[Records with interface code]

((

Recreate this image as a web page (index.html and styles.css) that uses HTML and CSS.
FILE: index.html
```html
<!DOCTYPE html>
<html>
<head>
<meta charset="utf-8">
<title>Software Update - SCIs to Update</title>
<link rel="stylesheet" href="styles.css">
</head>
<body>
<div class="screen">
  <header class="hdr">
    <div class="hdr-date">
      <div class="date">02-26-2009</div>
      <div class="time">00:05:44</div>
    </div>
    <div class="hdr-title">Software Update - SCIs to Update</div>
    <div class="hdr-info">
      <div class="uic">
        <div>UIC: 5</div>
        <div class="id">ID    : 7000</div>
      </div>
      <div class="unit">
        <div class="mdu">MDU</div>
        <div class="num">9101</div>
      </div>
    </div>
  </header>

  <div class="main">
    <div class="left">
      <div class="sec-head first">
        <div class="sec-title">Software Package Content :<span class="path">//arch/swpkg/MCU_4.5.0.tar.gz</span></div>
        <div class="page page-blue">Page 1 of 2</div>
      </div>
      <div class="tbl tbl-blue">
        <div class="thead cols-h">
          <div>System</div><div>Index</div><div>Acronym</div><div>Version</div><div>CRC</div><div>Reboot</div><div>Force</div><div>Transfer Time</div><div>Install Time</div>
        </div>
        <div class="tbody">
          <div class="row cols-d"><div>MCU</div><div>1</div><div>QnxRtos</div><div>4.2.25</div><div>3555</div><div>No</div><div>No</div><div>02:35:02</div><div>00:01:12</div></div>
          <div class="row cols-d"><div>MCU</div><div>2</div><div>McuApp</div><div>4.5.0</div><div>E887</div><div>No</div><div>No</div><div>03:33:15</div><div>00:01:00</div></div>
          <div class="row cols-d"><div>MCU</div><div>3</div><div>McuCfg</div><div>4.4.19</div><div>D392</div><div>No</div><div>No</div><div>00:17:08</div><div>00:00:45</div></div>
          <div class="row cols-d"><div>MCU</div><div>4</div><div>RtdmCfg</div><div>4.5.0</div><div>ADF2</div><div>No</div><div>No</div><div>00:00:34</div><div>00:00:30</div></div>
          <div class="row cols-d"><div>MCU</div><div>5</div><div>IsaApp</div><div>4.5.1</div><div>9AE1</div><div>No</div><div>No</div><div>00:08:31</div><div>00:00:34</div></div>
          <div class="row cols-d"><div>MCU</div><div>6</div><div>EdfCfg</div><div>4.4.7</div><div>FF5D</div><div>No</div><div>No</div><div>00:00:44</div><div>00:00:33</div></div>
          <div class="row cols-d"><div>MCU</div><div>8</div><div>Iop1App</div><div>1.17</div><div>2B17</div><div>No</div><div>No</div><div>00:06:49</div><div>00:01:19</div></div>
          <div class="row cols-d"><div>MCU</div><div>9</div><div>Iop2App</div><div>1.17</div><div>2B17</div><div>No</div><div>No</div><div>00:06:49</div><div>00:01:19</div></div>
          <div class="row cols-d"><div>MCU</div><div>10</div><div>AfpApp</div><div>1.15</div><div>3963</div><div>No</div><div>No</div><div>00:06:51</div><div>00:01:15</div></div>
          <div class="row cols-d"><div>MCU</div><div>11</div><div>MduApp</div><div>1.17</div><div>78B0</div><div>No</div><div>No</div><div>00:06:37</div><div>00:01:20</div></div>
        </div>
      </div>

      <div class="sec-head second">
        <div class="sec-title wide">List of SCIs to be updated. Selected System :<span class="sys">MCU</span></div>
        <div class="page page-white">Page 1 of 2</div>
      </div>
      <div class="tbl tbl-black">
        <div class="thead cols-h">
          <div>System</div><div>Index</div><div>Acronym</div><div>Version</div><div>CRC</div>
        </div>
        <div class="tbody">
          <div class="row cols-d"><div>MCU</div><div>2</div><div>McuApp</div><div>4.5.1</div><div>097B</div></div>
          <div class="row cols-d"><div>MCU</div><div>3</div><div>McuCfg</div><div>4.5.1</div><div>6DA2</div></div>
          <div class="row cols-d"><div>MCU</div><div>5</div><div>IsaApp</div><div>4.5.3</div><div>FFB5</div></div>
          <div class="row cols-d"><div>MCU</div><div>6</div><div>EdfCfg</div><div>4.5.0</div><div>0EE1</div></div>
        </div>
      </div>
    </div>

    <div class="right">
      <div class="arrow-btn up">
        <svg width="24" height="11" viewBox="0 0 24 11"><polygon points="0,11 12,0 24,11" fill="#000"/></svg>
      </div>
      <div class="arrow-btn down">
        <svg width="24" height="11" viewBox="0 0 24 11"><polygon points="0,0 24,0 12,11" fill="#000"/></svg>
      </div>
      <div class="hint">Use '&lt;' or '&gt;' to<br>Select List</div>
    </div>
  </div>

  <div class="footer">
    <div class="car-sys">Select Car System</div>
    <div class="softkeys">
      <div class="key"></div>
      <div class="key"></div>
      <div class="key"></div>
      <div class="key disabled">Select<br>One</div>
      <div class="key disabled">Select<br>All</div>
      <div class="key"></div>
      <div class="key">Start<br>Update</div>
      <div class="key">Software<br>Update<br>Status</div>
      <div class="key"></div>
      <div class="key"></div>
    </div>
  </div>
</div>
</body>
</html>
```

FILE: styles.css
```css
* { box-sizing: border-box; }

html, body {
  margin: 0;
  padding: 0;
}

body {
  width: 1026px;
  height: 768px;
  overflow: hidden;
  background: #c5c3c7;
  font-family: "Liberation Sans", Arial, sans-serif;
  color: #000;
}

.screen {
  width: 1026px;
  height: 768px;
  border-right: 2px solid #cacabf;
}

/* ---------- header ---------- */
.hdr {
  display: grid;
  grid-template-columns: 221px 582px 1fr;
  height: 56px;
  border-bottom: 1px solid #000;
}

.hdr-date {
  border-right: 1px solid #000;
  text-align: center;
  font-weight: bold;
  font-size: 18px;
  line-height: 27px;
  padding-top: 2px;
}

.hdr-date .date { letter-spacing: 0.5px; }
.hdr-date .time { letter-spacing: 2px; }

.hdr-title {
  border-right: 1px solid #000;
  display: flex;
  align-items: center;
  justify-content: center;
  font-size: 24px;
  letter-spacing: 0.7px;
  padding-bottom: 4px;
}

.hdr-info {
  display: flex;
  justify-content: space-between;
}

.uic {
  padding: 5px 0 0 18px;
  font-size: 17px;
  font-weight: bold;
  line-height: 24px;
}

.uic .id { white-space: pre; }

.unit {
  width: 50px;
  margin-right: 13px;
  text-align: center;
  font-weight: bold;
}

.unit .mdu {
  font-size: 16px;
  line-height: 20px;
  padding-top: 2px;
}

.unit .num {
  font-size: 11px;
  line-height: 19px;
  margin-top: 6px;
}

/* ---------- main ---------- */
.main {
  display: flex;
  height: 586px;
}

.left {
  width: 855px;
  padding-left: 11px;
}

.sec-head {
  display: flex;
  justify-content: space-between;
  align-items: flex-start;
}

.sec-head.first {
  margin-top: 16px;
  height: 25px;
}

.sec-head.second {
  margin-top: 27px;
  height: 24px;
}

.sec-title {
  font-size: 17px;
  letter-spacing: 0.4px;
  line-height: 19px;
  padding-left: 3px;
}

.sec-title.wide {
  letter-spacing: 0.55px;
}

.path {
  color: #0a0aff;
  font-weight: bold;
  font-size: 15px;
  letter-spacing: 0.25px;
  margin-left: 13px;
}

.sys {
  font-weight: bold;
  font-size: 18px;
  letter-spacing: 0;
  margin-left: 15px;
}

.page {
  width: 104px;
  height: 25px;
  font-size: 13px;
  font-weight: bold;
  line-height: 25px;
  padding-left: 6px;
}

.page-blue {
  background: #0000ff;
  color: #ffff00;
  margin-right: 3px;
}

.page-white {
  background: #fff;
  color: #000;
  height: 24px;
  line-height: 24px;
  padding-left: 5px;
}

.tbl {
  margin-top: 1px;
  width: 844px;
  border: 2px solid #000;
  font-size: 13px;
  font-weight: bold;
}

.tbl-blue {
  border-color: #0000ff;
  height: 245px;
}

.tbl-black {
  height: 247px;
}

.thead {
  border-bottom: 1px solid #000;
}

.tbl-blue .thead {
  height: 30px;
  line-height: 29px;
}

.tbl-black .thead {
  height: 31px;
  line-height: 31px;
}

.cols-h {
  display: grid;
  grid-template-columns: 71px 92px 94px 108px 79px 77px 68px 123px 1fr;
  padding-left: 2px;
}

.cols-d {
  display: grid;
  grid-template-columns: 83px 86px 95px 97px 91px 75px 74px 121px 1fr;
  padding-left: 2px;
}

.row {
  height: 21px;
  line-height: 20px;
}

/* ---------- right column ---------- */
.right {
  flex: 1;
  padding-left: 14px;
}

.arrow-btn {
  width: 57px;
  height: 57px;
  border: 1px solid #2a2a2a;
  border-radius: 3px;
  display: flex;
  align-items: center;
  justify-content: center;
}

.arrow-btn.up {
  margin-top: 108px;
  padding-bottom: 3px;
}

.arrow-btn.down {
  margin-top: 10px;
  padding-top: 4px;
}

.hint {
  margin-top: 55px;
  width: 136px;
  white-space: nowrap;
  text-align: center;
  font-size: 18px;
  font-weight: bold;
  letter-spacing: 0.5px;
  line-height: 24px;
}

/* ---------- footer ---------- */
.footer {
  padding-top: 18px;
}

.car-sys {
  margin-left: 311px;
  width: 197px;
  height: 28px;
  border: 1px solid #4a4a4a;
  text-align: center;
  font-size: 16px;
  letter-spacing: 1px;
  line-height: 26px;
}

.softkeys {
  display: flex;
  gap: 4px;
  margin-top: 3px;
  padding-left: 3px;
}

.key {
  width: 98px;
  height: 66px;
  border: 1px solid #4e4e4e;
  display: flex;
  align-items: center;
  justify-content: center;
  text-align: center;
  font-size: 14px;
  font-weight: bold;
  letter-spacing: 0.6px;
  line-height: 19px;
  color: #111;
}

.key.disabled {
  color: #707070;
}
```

))
((

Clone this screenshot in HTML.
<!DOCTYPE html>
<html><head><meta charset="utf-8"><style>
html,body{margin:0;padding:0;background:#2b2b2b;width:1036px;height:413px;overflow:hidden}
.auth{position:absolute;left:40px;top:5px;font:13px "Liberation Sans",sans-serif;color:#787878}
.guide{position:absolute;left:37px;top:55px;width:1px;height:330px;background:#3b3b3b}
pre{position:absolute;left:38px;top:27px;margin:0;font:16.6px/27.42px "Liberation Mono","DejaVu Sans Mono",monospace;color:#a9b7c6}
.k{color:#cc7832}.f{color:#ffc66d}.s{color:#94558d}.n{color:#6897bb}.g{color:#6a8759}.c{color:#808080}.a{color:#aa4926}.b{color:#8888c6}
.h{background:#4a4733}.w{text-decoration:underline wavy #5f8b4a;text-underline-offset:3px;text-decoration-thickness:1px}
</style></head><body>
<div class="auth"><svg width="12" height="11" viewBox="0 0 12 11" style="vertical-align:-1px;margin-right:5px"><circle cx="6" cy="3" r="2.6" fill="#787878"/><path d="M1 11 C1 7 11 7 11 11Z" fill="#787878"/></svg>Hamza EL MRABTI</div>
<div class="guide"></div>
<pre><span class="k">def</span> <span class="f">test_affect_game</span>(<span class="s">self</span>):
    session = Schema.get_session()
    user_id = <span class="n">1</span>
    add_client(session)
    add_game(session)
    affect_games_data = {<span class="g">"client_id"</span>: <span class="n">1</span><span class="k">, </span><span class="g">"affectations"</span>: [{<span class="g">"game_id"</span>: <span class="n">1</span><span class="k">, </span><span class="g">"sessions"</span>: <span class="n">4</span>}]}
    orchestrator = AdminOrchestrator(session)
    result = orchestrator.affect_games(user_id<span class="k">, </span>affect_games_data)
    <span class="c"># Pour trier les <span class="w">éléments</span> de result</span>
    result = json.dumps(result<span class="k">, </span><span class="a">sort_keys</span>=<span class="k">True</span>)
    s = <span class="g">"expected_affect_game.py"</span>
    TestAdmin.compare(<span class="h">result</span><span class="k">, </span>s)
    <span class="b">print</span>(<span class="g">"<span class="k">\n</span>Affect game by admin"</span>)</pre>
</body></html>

))
((

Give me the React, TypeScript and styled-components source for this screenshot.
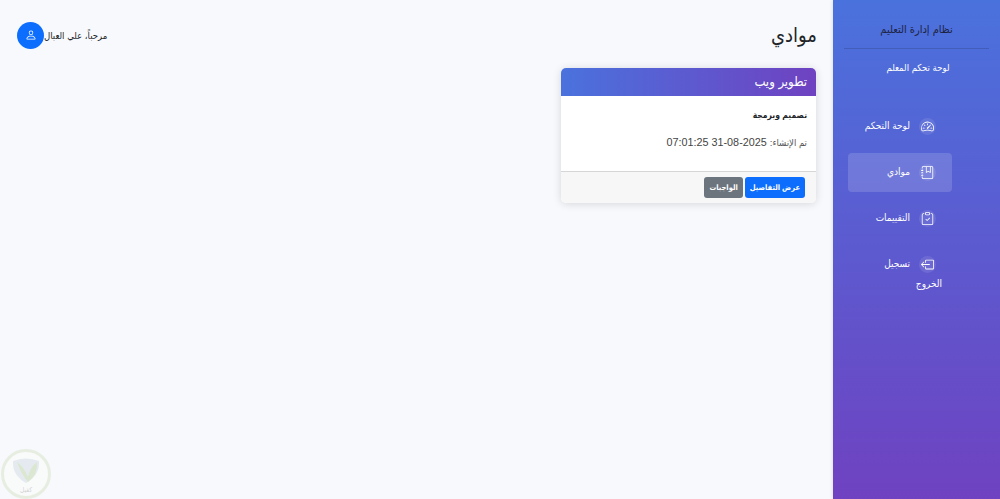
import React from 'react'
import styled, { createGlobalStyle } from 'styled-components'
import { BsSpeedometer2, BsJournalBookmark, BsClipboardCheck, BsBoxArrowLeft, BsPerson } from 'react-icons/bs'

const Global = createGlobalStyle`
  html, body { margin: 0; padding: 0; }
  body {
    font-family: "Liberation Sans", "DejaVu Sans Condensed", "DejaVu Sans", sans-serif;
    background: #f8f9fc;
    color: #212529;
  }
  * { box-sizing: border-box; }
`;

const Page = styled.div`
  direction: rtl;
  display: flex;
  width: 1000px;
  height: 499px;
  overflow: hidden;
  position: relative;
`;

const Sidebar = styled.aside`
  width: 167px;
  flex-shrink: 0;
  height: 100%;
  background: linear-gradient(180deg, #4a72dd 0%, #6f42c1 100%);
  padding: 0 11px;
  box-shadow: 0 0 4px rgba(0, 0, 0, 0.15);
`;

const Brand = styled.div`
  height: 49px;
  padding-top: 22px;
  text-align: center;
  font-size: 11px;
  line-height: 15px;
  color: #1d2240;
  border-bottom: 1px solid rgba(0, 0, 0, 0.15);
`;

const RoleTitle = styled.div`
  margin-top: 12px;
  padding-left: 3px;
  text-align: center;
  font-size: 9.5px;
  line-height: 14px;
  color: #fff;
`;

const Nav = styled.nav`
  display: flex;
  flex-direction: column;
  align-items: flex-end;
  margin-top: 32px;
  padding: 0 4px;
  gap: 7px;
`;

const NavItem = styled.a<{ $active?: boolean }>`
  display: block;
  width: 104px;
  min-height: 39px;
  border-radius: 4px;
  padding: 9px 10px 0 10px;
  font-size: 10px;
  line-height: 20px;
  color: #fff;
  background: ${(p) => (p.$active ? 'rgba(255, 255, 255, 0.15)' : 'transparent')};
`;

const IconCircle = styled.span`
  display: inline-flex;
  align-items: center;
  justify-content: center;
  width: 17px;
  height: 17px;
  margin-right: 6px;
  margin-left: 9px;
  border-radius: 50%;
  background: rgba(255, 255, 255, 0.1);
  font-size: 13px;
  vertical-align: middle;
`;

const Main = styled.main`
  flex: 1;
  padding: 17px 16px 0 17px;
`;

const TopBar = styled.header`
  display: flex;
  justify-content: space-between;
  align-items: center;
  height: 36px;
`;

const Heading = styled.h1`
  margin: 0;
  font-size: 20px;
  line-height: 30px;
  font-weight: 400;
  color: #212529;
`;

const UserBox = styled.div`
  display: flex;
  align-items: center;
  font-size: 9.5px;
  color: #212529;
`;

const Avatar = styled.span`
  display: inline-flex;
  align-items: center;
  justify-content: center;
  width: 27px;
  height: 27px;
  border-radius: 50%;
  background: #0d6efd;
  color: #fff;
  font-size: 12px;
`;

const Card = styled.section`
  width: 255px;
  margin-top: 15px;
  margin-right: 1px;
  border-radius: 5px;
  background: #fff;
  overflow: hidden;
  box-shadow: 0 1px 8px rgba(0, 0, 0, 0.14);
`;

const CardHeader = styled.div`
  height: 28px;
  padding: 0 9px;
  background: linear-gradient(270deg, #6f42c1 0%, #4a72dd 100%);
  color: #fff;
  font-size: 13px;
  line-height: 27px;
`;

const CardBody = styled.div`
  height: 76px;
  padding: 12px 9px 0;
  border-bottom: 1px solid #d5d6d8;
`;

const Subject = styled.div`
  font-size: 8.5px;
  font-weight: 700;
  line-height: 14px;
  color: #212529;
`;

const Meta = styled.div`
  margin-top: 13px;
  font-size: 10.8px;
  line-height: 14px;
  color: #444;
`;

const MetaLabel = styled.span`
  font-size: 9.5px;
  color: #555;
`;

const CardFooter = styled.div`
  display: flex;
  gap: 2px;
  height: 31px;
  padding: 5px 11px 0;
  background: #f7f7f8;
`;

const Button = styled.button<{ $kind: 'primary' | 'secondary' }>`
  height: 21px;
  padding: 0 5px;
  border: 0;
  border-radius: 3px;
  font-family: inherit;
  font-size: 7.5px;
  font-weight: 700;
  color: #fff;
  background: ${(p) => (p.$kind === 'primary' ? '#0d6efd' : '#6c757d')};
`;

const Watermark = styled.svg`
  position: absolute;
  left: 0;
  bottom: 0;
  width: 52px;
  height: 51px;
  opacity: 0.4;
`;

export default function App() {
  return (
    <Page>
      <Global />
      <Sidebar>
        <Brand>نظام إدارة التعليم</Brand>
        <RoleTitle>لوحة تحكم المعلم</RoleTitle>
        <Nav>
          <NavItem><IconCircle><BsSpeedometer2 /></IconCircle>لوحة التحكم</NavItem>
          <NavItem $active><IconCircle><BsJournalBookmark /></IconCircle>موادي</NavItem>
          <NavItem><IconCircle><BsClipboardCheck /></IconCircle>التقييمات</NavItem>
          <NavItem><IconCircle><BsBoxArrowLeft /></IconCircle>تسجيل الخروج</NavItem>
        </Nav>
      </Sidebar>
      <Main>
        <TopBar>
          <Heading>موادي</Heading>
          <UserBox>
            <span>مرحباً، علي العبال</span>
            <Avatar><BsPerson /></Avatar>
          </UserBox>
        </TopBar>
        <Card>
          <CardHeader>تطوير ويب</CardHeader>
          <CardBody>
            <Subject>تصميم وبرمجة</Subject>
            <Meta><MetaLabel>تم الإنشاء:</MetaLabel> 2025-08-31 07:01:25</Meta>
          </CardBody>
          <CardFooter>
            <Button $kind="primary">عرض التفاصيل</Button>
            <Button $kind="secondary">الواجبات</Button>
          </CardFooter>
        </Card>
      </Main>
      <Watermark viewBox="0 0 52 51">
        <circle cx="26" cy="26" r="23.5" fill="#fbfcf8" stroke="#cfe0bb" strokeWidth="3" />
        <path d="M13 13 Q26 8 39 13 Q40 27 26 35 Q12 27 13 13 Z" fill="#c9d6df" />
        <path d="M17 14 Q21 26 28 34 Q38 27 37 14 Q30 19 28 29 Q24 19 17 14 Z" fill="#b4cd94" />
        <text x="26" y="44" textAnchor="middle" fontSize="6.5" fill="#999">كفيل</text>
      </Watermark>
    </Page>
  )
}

))

## Exercise instructions
Give again, exactly as written above, every line from the one holding "Give me the" to the one holding "BsClipboardCheck, BsBoxArrowLeft, BsPerson", with both ends kept and the pictures left out.

## Exercise output
Give me the React, TypeScript and styled-components source for this screenshot.
import React from 'react'
import styled, { createGlobalStyle } from 'styled-components'
import { BsSpeedometer2, BsJournalBookmark, BsClipboardCheck, BsBoxArrowLeft, BsPerson } from 'react-icons/bs'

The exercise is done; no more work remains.